Of the aforementioned children, Billy's twelve-year-old son Catta plays an oddly critical role in the book's most memorable and least likely sub-plot, in which he's stranded by Jim on a small uninhabited nearby island in order to force him to “find his manhood” or some such thing. This weird decision is the motor for quite a bit of the novel's second half, and it features some of the book's strongest writing, as Catta desperately tries to figure out what's happening to him:

This was how the world crushes you, he thought. There was no announcement. There was no freakish blow or lightning or floods or even bears. There was no mystery, not even any struggle or surprise. It was infinitely simple. You were forced into a series of small bad decisions that slowly and irrevocably cut off your options. And then, once you were confused and desperate and word down by hunger and cold and whatever else – when at last you could no longer move or think – then the crows came down from their trees.
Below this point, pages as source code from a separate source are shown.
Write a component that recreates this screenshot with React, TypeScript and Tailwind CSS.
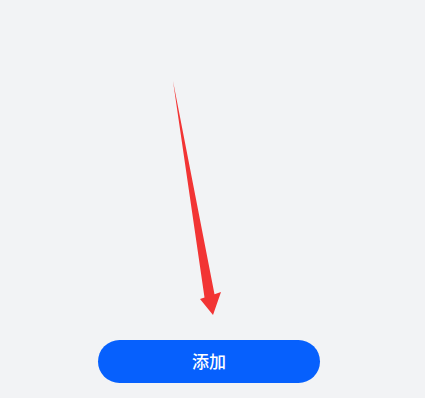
export default function App() {
  return (
    <div className="relative h-[398px] w-full overflow-hidden bg-[#f2f3f5]" style={{ fontFamily: '"Noto Sans", "Noto Sans CJK SC", sans-serif' }}>
      {/* annotation arrow */}
      <svg className="absolute left-0 top-0" width="425" height="398" viewBox="0 0 425 398">
        <polygon
          points="173,81 214.5,294.2 221,292 213,315 200,299 204.5,297.5"
          fill="#f23434"
        />
      </svg>

      <div className="flex pt-[340px] pl-[98px]">
        <button className="flex h-[43px] w-[222px] items-center justify-center rounded-full bg-[#0660fd] text-[17px] font-medium text-white">
          添加
        </button>
      </div>
    </div>
  )
}
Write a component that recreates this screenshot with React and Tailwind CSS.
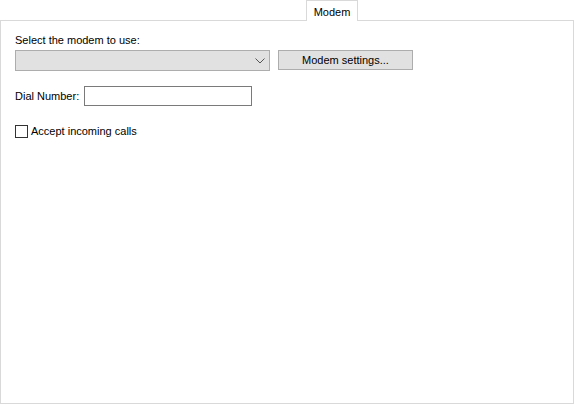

The instantly-obvious problem with that passage – no twelve-year-old ever thought such thoughts, even when worried about being eaten by a bear – is actually endemic to the entire novel in a low-key way: all of Nagy's characters tend to sound like the bitterly cynical gin-soaked Blackwell sisters, which is great for the many scenes in which they appear as perfectly-realized creations but not so great when their extremely eloquent disillusionments are coming out of the mouths of babes and miscellaneous groundskeepers.But the talk itself – so pointed, so alive with phrasing – is nevertheless the standout element of We Shall Not All Sleep. Debut seasons seldom turn out books this strong.